ALL STATE EMPLOYMENT SECURITY AGENCIES

 

FROM

:

T. JAMES WALKER
Administration and Management

 

SUBJECT

:

Reserve Adequacy

  1. Purpose. To provide States with guidance in determining the idequacy of the Unemployment Snsurance trust funds.

  2. References. FY 1982 State Agency Program and Budget Planning (PBP) Guidelines.

  3. Background. The vast majority of States do not have adequate trust funds. Restoring these State trust funds to solvency and adequacy is a Secretarial Objective for 1982. Most of the national office effort will be toward assisting those States with loans to restore solvency. The FY 1982 PBP requires that States with inadequate reserves should develop detailed action plans for restoring financial adequacy to their trust funds.

    There is no one definition of an adequate reserve in the UIS. However, the most widely accepted criteria is that of the reserve multiple. The National Commission Unemployment Compensation (NCUC) also looked into question of adequacy and solvency measures. In order to assist SESAs in developing their action plans, these two criteria are discussed below. A more complete explanation will be presented in the Third Issue of the UI Research Exchange.

  4. Reserve MultipleTotal wages provide the most ntable measure of program liability and for estimating potential liability. Moreover, the use of this stable measure makes possible more valid comparisons, over time, of this impact of unemployment levels on benefit costs. In other words, for different years with similar unemployment levels, benefit costs, if expressed in terms of percentages of total wages, will be approximately equal. Consequently, the ratio of benefit payments to total wages during the worst prior recession period provides a guide to the the minimum reserve level required to finance a similar recession in the future.

    The required ratio may be obtained by relating benefit payments to total wages during the 12-consecutive-month period in which this ratio was the highest. A severe spell of unemployment, however, is almost never confined to a single 12-month period, but typically extends 18 months or more. On the average, the cost of such a spell is about one and one-half to two times the cost of the 12 consecutive months in which costs have been the highest. Thus, a reserve fund equal to no less than one and one-half times the ratio of benefits to total wages during the highest-cost 12 month period gives an indication of a bare minimum of reserve adequacy.

    A reserve equal to this minimum level will pay the costs of one spell of unemployment as severe as the worst previous spell in the recent history of the program, with a margin of safety added. The tax revenue collected during a recession period would help to pay the benefit burden should the cost exceed any previously experienced. This revenue would also provide a base upon which to rebuild the reserve fund after the spell of unemployment was over.

    This is referred to as the reserve multiple concept. A State should have a reserve multiple of a least 1.5 at the onset of a recession. The reserve multiple is defined as the ratio of the State Reserve Ratio to the State's highest 12-month benefit cost rate or

    Reserve Multiple = (Reserve Ratio)

    (high benefit cost rate)

    = (Current year reserve/current year's total wages)

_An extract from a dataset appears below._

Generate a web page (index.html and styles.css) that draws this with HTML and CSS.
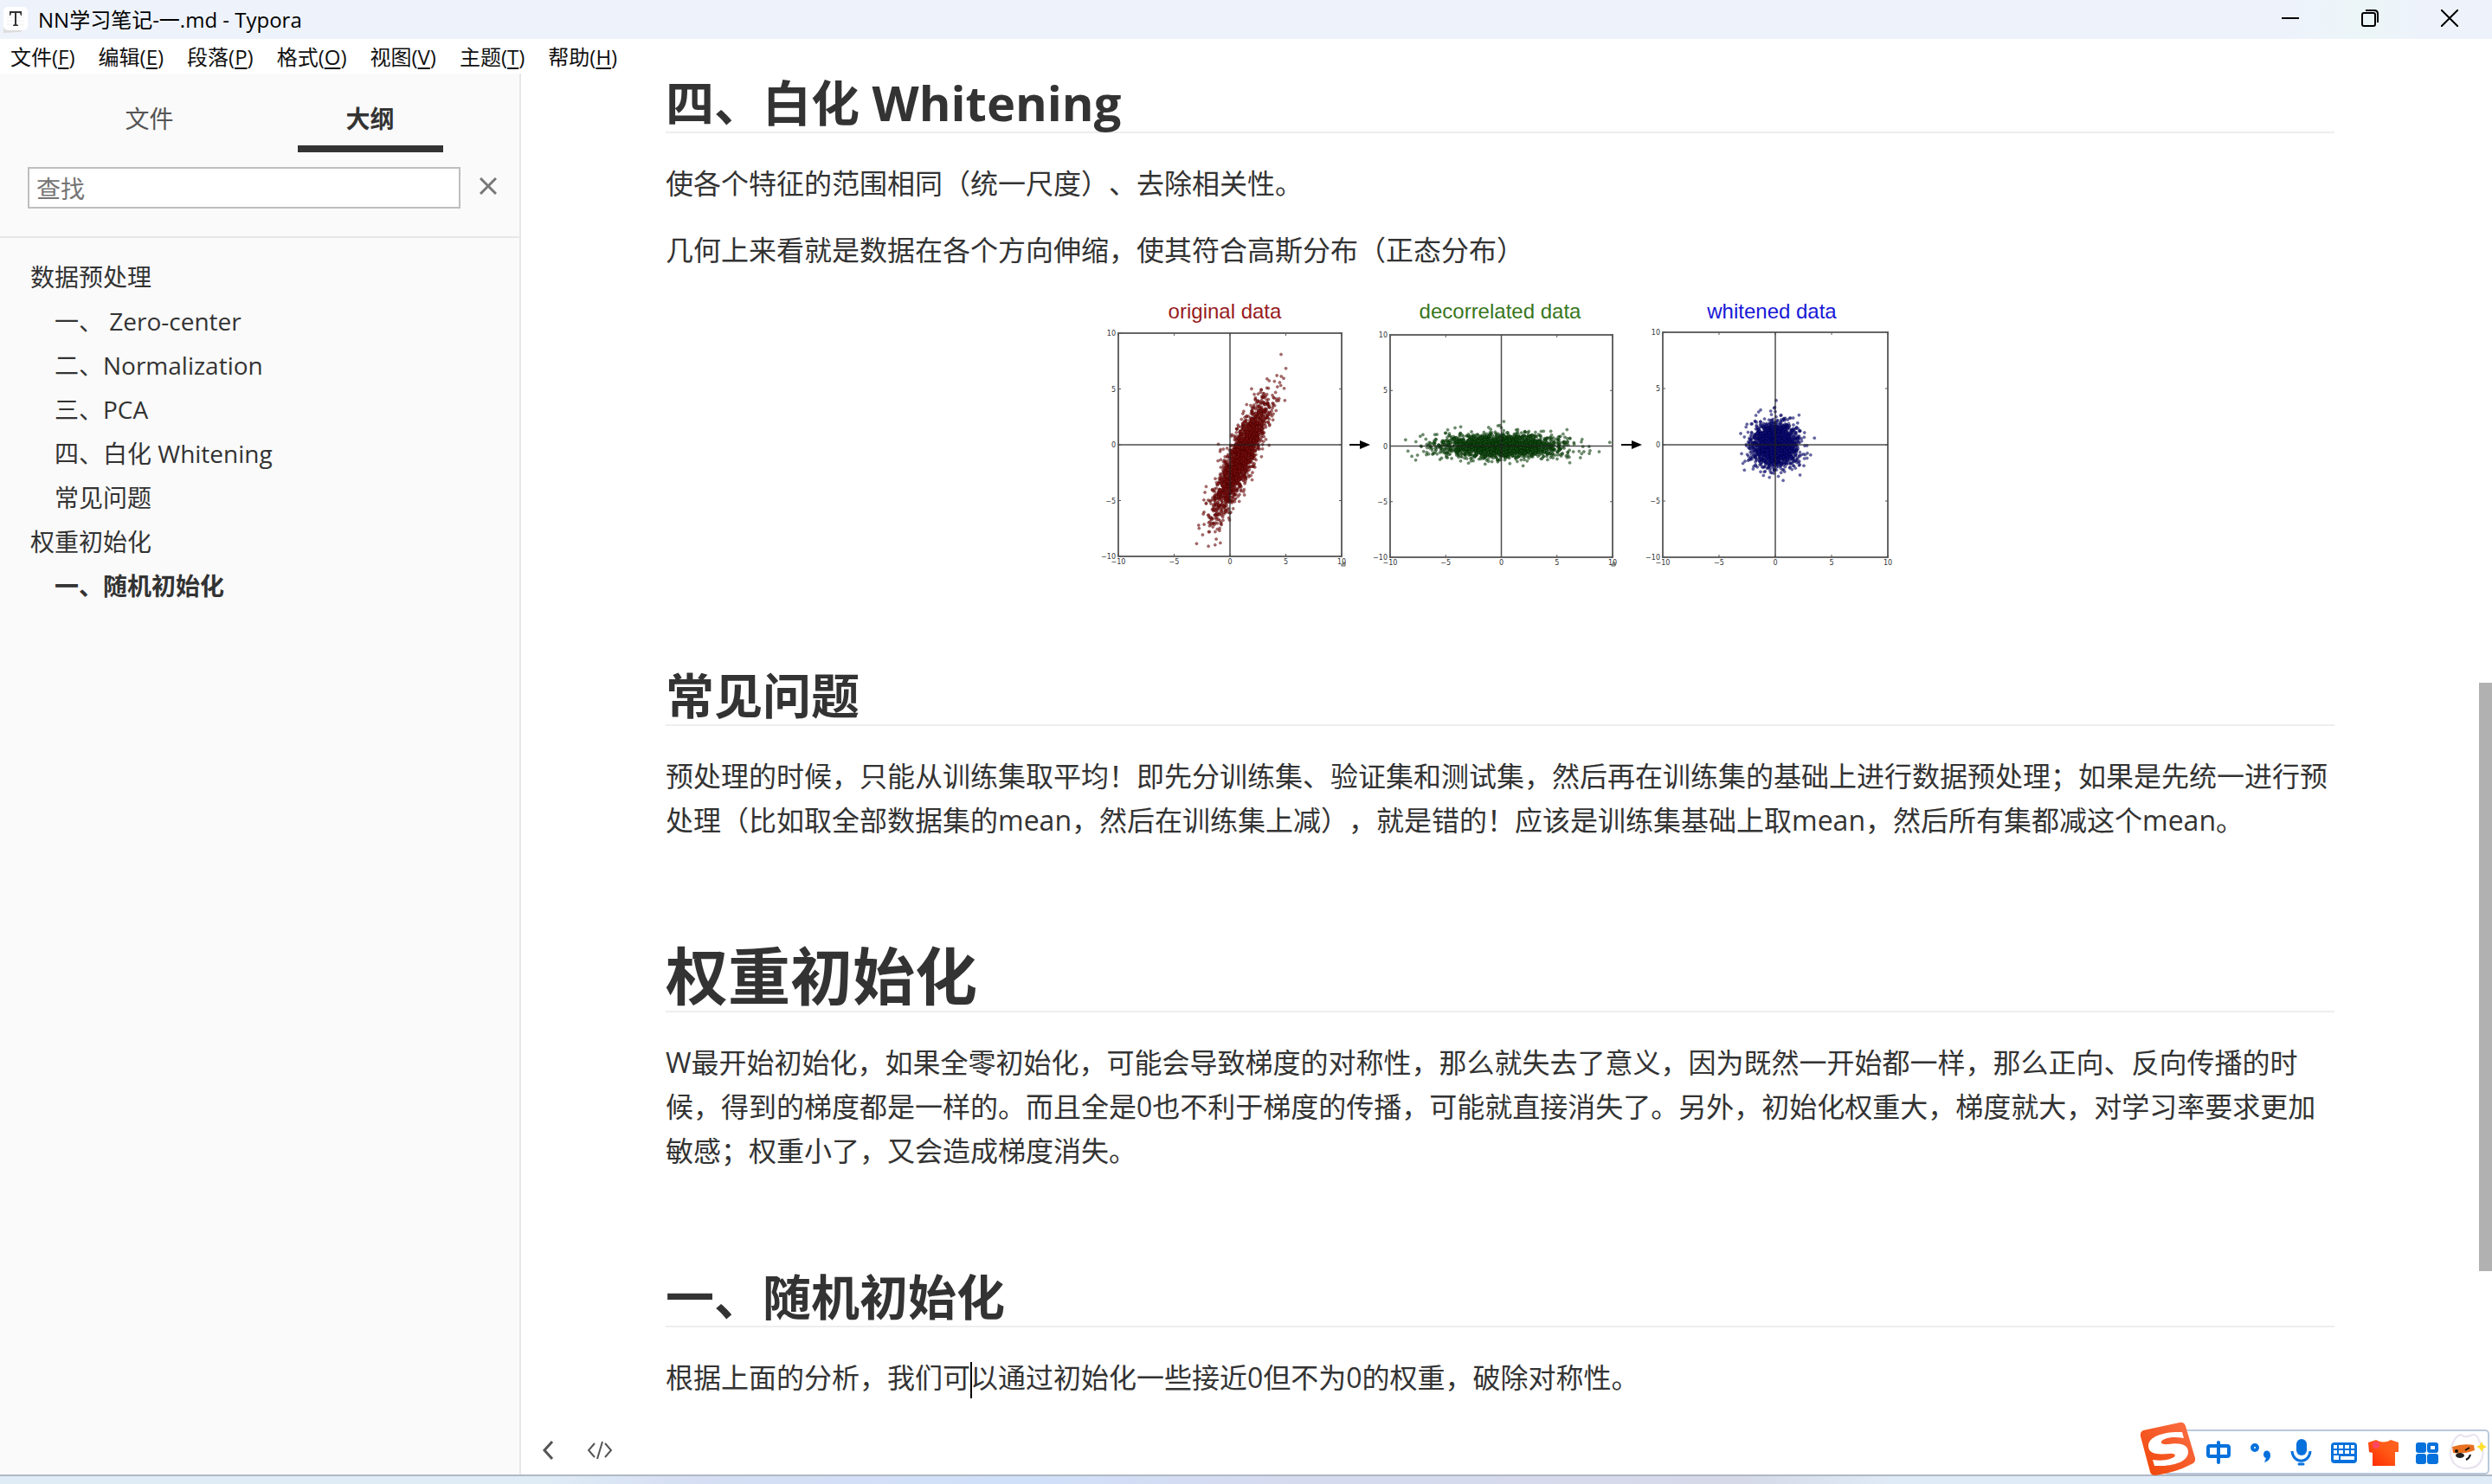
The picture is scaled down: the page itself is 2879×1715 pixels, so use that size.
FILE: index.html
```html
<!DOCTYPE html>
<html lang="zh-CN">
<head>
<meta charset="utf-8">
<title>NN学习笔记-一.md - Typora</title>
<link rel="stylesheet" href="styles.css">
</head>
<body>
<div class="window">
  <header class="titlebar">
    <svg class="app-icon" viewBox="0 0 30 32" aria-hidden="true">
      <path d="M1 7 3 3 28 2 28 26 20 30 1 31Z" fill="#dcdcdc"/>
      <rect x="1" y="1" width="28" height="27" rx="5" fill="#fff"/>
      <path d="M5 9H25M5 13H25M5 17H25M5 21H25" stroke="#eee"/>
      <path d="M8 6H22V11H21L20 8H16V21L18 22V23H12V22L14 21V8H10L9 11H8Z" fill="#333"/>
    </svg>
    <h1 class="window-title">NN学习笔记-一.md - Typora</h1>
    <div class="window-controls">
      <button class="window-button" type="button" aria-label="最小化"><svg width="20" height="20" viewBox="0 0 20 20"><path d="M0 10H20" stroke="#000" stroke-width="2"/></svg></button>
      <button class="window-button" type="button" aria-label="还原"><svg width="20" height="20" viewBox="0 0 20 20" fill="none" stroke="#000" stroke-width="2"><rect x="1" y="4" width="15" height="15" rx="2"/><path d="M5 1H15Q19 1 19 5V15"/></svg></button>
      <button class="window-button" type="button" aria-label="关闭"><svg width="20" height="20" viewBox="0 0 20 20"><path d="M0 0 20 20M20 0 0 20" stroke="#000" stroke-width="2"/></svg></button>
    </div>
  </header>

  <nav class="menubar" aria-label="菜单">
    <button class="menu" type="button">文件(<u>F</u>)</button>
    <button class="menu" type="button">编辑(<u>E</u>)</button>
    <button class="menu" type="button">段落(<u>P</u>)</button>
    <button class="menu" type="button">格式(<u>O</u>)</button>
    <button class="menu" type="button">视图(<u>V</u>)</button>
    <button class="menu" type="button">主题(<u>T</u>)</button>
    <button class="menu" type="button">帮助(<u>H</u>)</button>
  </nav>

  <div class="workspace">
    <aside class="sidebar">
      <div class="tabs">
        <button class="tab" type="button">文件</button>
        <button class="tab tab-active" type="button">大纲</button>
      </div>
      <div class="search">
        <input class="search-input" type="text" placeholder="查找" aria-label="查找">
        <button class="search-close" type="button" aria-label="清除"><svg width="20" height="20" viewBox="0 0 20 20"><path d="M1 1 19 19M19 1 1 19" stroke="#777" stroke-width="3"/></svg></button>
      </div>
      <ul class="outline">
        <li><a href="#data">数据预处理</a>
          <ul>
            <li><a href="#zero">一、 Zero-center</a></li>
            <li><a href="#norm">二、Normalization</a></li>
            <li><a href="#pca">三、PCA</a></li>
            <li><a href="#whitening">四、白化 Whitening</a></li>
            <li><a href="#faq">常见问题</a></li>
          </ul>
        </li>
        <li><a href="#weights">权重初始化</a>
          <ul>
            <li><a class="current" href="#random">一、随机初始化</a></li>
          </ul>
        </li>
      </ul>
    </aside>

    <main class="editor">
      <article class="document">
        <h2 id="whitening">四、白化 Whitening</h2>
        <p>使各个特征的范围相同（统一尺度）、去除相关性。</p>
        <p>几何上来看就是数据在各个方向伸缩，使其符合高斯分布（正态分布）</p>
        <figure class="figure">
          <svg class="plots" viewBox="1273 340 920 325" role="img" aria-label="original data, decorrelated data, whitened data">
            <g class="plot-title" text-anchor="middle">
              <text x="1415" y="368" fill="#981b1e">original data</text>
              <text x="1733" y="368" fill="#38761d">decorrelated data</text>
              <text x="2047" y="368" fill="#1717d6">whitened data</text>
            </g>
            <g id="plots"></g>
            <g fill="#000" stroke="none">
              <path d="M1559 513H1571V509L1583 514 1571 519V515H1559Z"/>
              <path d="M1873 513H1885V509L1897 514 1885 519V515H1873Z"/>
            </g>
          </svg>
        </figure>
        <h2 id="faq">常见问题</h2>
        <p>预处理的时候，只能从训练集取平均！即先分训练集、验证集和测试集，然后再在训练集的基础上进行数据预处理；如果是先统一进行预处理（比如取全部数据集的mean，然后在训练集上减），就是错的！应该是训练集基础上取mean，然后所有集都减这个mean。</p>
        <h1 id="weights">权重初始化</h1>
        <p>W最开始初始化，如果全零初始化，可能会导致梯度的对称性，那么就失去了意义，因为既然一开始都一样，那么正向、反向传播的时候，得到的梯度都是一样的。而且全是0也不利于梯度的传播，可能就直接消失了。另外，初始化权重大，梯度就大，对学习率要求更加敏感；权重小了，又会造成梯度消失。</p>
        <h2 id="random" class="after-long">一、随机初始化</h2>
        <p>根据上面的分析，我们可<span class="caret"></span>以通过初始化一些接近0但不为0的权重，破除对称性。</p>
      </article>
      <footer class="statusbar">
        <button class="status-button" type="button" aria-label="隐藏侧边栏"><svg width="14" height="22" viewBox="0 0 14 22"><path d="M12 1 3 11 12 21" fill="none" stroke="#555" stroke-width="3"/></svg></button>
        <button class="status-button" type="button" aria-label="源代码模式"><svg width="30" height="22" viewBox="0 0 30 22"><path d="M9 3 2 11 9 19M21 3 28 11 21 19M18 1 12 21" fill="none" stroke="#555" stroke-width="2"/></svg></button>
      </footer>
      <div class="scroll-thumb"></div>
    </main>
  </div>
  <div class="desktop-edge"></div>

  <div class="ime" role="toolbar" aria-label="输入法">
    <svg class="ime-strip" width="407" height="64" viewBox="2472 1642 407 64" aria-hidden="true">
      <defs>
        <linearGradient id="logo" x1="0" y1="1" x2="1" y2="0"><stop offset="0" stop-color="#f04405"/><stop offset="1" stop-color="#fb7048"/></linearGradient>
        <linearGradient id="shirt" x1="0" y1="1" x2="1" y2="0"><stop offset="0" stop-color="#ff2500"/><stop offset=".6" stop-color="#ff5a16"/><stop offset="1" stop-color="#ff6422"/></linearGradient>
      </defs>
      <rect x="2500" y="1653" width="375" height="50" rx="4" fill="#fff" stroke="#b9c9dc" stroke-width="2"/>
      <path d="M2476 1653 2518 1644Q2523 1643 2525 1648L2536 1685Q2537 1690 2532 1692 2513 1702 2490 1705 2485 1705 2484 1701L2473 1660Q2472 1655 2476 1653Z" fill="url(#logo)"/>
      <path d="M2521 1655C2500 1654 2482 1660 2482 1671C2482 1681 2494 1681 2506 1680C2515 1679 2515 1684 2507 1686C2501 1688 2494 1688 2487 1687L2489 1694C2509 1695 2528 1690 2528 1678C2528 1669 2518 1667 2505 1669C2496 1670 2494 1666 2501 1663C2508 1660 2516 1661 2523 1662Z" fill="#fff"/>
      <g fill="none" stroke="#0671dc" stroke-width="4">
        <rect x="2551" y="1671" width="24" height="12" rx="2"/><path d="M2563 1667V1690" stroke-linecap="round"/>
        <circle cx="2605" cy="1673" r="3"/>
        <path d="M2648 1677C2649 1692 2668 1692 2669 1677" stroke-width="3"/><path d="M2656 1692H2661" stroke-linecap="round" stroke-width="3"/>
      </g>
      <g fill="#0671dc">
        <path d="M2615 1681C2615 1675 2623 1675 2623 1682C2623 1686 2620 1689 2616 1690L2618 1685Q2615 1684 2615 1681Z"/>
        <rect x="2653" y="1663" width="12" height="19" rx="6"/>
        <rect x="2693" y="1667" width="30" height="24" rx="4"/>
        <rect x="2791" y="1667" width="12" height="12" rx="3"/><rect x="2804" y="1667" width="13" height="12" rx="3"/>
        <rect x="2791" y="1680" width="12" height="12" rx="3"/><rect x="2804" y="1680" width="13" height="12" rx="3"/>
      </g>
      <g fill="#fff">
        <path d="M2696 1670h4v4h-4zM2702 1670h5v4h-5zM2709 1670h5v4h-5zM2716 1670h4v4h-4zM2696 1676h4v4h-4zM2702 1676h5v4h-5zM2709 1676h5v4h-5zM2716 1676h4v4h-4zM2696 1682h6v5h-6zM2704 1683h16v4h-16z"/>
        <rect x="2808" y="1671" width="5" height="4"/>
      </g>
      <path d="M2736 1667 2745 1664Q2754 1669 2762 1664L2771 1667V1678H2767V1694H2741V1679L2737 1678Z" fill="url(#shirt)"/>
      <circle cx="2745" cy="1670" r="4" fill="#ff4664"/>
      <path d="M2831 1678C2832 1668 2837 1659 2843 1658Q2848 1662 2854 1659C2861 1656 2863 1661 2864 1665C2873 1676 2869 1697 2850 1697C2837 1697 2831 1689 2831 1678Z" fill="#fff" stroke="#e8e2ee" stroke-width="2"/>
      <path d="M2833 1672Q2845 1668 2858 1670L2859 1676Q2846 1681 2834 1679Z" fill="#e87020"/>
      <ellipse cx="2842" cy="1682" rx="5" ry="3" fill="#222"/><circle cx="2838" cy="1677" r="2" fill="#111"/>
      <path d="M2848 1676 2853 1673M2849 1687Q2853 1685 2854 1681" fill="none" stroke="#111" stroke-width="2"/>
      <path d="M2867 1666 2869 1670 2873 1672 2869 1674 2867 1678 2865 1674 2861 1672 2865 1670Z" fill="#ffe02e"/>
    </svg>
  </div>
</div>
<script src="plots.js"></script>
</body>
</html>
```
FILE: styles.css
```css
* { box-sizing: border-box; }

body {
  margin: 0;
  font-family: "Open Sans", "Noto Sans CJK SC", sans-serif;
  color: #333;
  background: #fff;
  text-spacing-trim: space-all;
}

button {
  padding: 0;
  border: 0;
  background: none;
  font: inherit;
  color: inherit;
}

svg { display: block; }

.window {
  position: relative;
  display: flex;
  flex-direction: column;
  height: 100vh;
  overflow: hidden;
}

/* Title bar and menus */
.titlebar {
  display: flex;
  align-items: center;
  flex: none;
  height: 45px;
  padding: 0 3px;
  background: linear-gradient(90deg, #eef3fb 92%, #ebf5f7 95%, #eef3fb 97%);
  color: #000;
}

.app-icon { width: 30px; height: 32px; }

.window-title {
  margin: 0 auto 0 11px;
  font-size: 24px;
  font-weight: 400;
  line-height: 44px;
}

.window-controls { display: flex; align-self: flex-start; }

.window-button {
  display: grid;
  place-items: center;
  width: 92px;
  height: 42px;
}

.menubar {
  display: flex;
  flex: none;
  gap: 27px;
  height: 40px;
  padding-left: 12px;
  color: #111;
}

.menu {
  font-size: 24px;
  line-height: 42px;
  white-space: nowrap;
}

.menu u { text-underline-offset: 3px; }

/* Sidebar */
.workspace {
  display: flex;
  flex: 1;
  min-height: 0;
}

.sidebar {
  flex: none;
  width: 602px;
  border-right: 2px solid #e7e7e7;
  background: #fafafa;
  font-size: 28px;
}

.tabs {
  display: flex;
  justify-content: space-around;
  padding: 13px 45px 0;
}

.tab {
  width: 168px;
  height: 78px;
  padding-top: 6px;
  border-bottom: 8px solid transparent;
  color: #555;
}

.tab-active {
  border-color: #333;
  color: #333;
  font-weight: 700;
}

.search {
  display: flex;
  align-items: center;
  gap: 22px;
  padding: 17px 26px 32px 32px;
  border-bottom: 2px solid #e7e7e7;
}

.search-input {
  flex: 1;
  min-width: 0;
  height: 48px;
  padding: 2px 8px 0;
  border: 2px solid #bebebe;
  background: #fff;
  font: inherit;
}

.search-input::placeholder { color: #757575; }
.search-close { padding-bottom: 4px; }

.outline, .outline ul {
  margin: 0;
  padding: 0;
  list-style: none;
}

.outline { padding: 20px 35px; line-height: 51px; }
.outline ul { padding-left: 28px; }
.outline a { color: inherit; text-decoration: none; }
.outline .current { font-weight: 700; }

/* Document */
.editor {
  position: relative;
  flex: 1;
  min-width: 0;
}

.document {
  padding: 0 182px 0 167px;
  font-size: 32px;
  line-height: 51px;
}

.document h1, .document h2 {
  border-bottom: 2px solid #eee;
  font-weight: 700;
}

.document h1 {
  margin: 113px 0 32px;
  font-size: 72px;
  line-height: 82px;
}

.document h2 {
  margin: 0 0 32px;
  font-size: 56px;
  line-height: 67px;
}

.document .after-long { margin-top: 110px; }
.document p { margin: 0 0 26px; }

.document .figure { margin: 0 0 105px; }
.plots { width: 920px; max-width: 100%; margin: 0 auto; overflow: visible; }
.plot-title { font: 24px "Liberation Sans", sans-serif; }
.tick-label { font: 8px "DejaVu Sans", sans-serif; fill: #333; }

.caret {
  display: inline-block;
  width: 2px;
  height: 42px;
  margin-right: -2px;
  background: #000;
  vertical-align: middle;
}

.statusbar {
  position: absolute;
  bottom: 16px;
  left: 24px;
  display: flex;
  gap: 38px;
}

.status-button { height: 24px; }

.scroll-thumb {
  position: absolute;
  top: 43.5%;
  right: 0;
  width: 15px;
  height: 42%;
  background: #b1b1b1;
}

.desktop-edge {
  flex: none;
  height: 11px;
  border-top: 2px solid #b0b8c4;
  background: linear-gradient(90deg, #dfebf5 22%, #d5def3 28%, #d0e0f9 41%, #d6daef 52%, #d5d9e8 70%, #dfebf6 76%);
}

.ime {
  position: absolute;
  right: 0;
  bottom: 9px;
}
```
FILE: plots.js
```js
// Draws one Gaussian sample three ways: original, decorrelated and whitened.
const NS = "http://www.w3.org/2000/svg";
const root = document.getElementById("plots");

let seed = 20;
function random() {
  seed = (seed * 1664525 + 1013904223) % 4294967296;
  return (seed + 1) / 4294967297;
}
function normal() {
  return Math.sqrt(-2 * Math.log(random())) * Math.cos(2 * Math.PI * random());
}

function add(name, attributes, text) {
  const node = document.createElementNS(NS, name);
  for (const key in attributes) node.setAttribute(key, attributes[key]);
  if (text) node.textContent = text;
  root.appendChild(node);
}

const sample = [];
for (let i = 0; i < 2000; i++) sample.push([normal(), normal()]);

const plots = [
  { x: 1292, y: 385, w: 258, h: 258, fill: "#8c1414", edge: "#460000",
    map: ([a, b]) => [1 + 1.12 * a - 0.54 * b, -1.1 + 2.6 * a + 0.24 * b] },
  { x: 1606, y: 387, w: 257, h: 257, fill: "#1c5a1c", edge: "#002800",
    map: ([a, b]) => [2.8 * a, 0.56 * b] },
  { x: 1921, y: 384, w: 260, h: 260, fill: "#14148c", edge: "#000046",
    map: ([a, b]) => [a, b] },
];

for (const p of plots) {
  const px = (v) => p.x + ((v + 10) / 20) * p.w;
  const py = (v) => p.y + ((10 - v) / 20) * p.h;
  for (const point of sample) {
    const [x, y] = p.map(point);
    add("circle", { cx: px(x), cy: py(y), r: 1.5, fill: p.fill,
      stroke: p.edge, "stroke-width": 0.7, opacity: 0.65 });
  }
  add("rect", { x: p.x, y: p.y, width: p.w, height: p.h, fill: "none", stroke: "#666", "stroke-width": 2 });
  add("path", { d: `M${px(0)} ${p.y}V${p.y + p.h}M${p.x} ${py(0)}H${p.x + p.w}`, stroke: "#222", "stroke-width": 1.5, opacity: 0.8 });
  for (const v of [-10, -5, 0, 5, 10]) {
    const label = String(v).replace("-", "−");
    add("path", { d: `M${px(v)} ${p.y}v3M${px(v)} ${p.y + p.h}v-3M${p.x} ${py(v)}h3M${p.x + p.w} ${py(v)}h-3`, stroke: "#555" });
    add("text", { x: px(v), y: p.y + p.h + 9, "text-anchor": "middle", class: "tick-label" }, label);
    add("text", { x: p.x - 3, y: py(v) + 3, "text-anchor": "end", class: "tick-label" }, label);
  }
}

// Small marks left beside the last tick of the first two plots.
for (const x of [1551, 1863]) {
  add("path", { d: `M${x} 650h3v4h-4v-2h3`, fill: "none", stroke: "#555" });
}
```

    (highest 12-month co-qt.-total wages for same period)

    This reserve multiple is referred to as a static measure in that it measures the adequacy of a State's fund at a point in time. Shortcoming of the measure is that it is only valid at one point in any business cycle--the beginning of a downturn. However, it is a useful measure in that it is a level which all States should be building toward. A State can gauge where it is in the cycle and should be able to evaluate whether it is likely to reach this desired level at the appropriate time.

  5. NCUC Findinqs on State Solvency Measures. The Commission recognized that States are in a critcal period of restoring the financial solvency and integrity of their UI programs. Long-range financial planning on the part of States is a necessity. Increased resources at all levels-State, regional, and national need to be devoted to this effort. The Commission strongly urged each State to develop effective solvency measures based on the following analysis.

    Both reserve levels and the system's revenue-generating capacity should be considered in designing the specific solvency measure. Past experience indicates that reserves as a percentage of total wages at the beginning of a downturn should be between 1.5 and 3.0 times the State's average annual benefit cost rate for some prior period. Using an average of several high benefit cost rates provides more stability than a one-year rate, which could shift dramatically from year to year. The past measurement period should be responsive to changing economic conditions and therefore be a moving base period, e.g., the most recent 15 years of experience.

    With respect to the tax structure-adequacy, the Commission's review indicated that State laws should provide for a maximum income rate, or revenue-generating capacity, that is in excess of the expected long-term benefit cost rate. The excess allows for planning error and added fund rebuilding capacity.

    Those States opting for a relatively low reserve multiple, less than 2.0 perhaps, accordingly should utilize a higher maximum income rate, and vice versa. Obviously, the combination of reserve level and revenue-generating capacity are for the most part determined by State economic conditions and political preferences.

    The Commission's review also found that the use of an absolute or fixed measure, e.g., absolute dollar amount to adjust tax inflow into the fund can lead to financial difficulties. A fixed measure simply does not keep pace with the changing liabilities of the system and risk to the fund. The Commission believes that a provision stated in terms of relative criterion (such as total wages or flexible taxable wages) more accurately reflects the changing financial responsibilties of the system.

  6. Action Required. SESAs should implement their action plans in accordance with the FY 1982 PBP guidelines, heeping the above measures in mind. The plans should analyze the net impact of projected revenues and projected benefit payments. Requests for actuarial assistance should be directed through your Regional Office.

  7. Inquiries. Inquiries should be directed to your regional offices.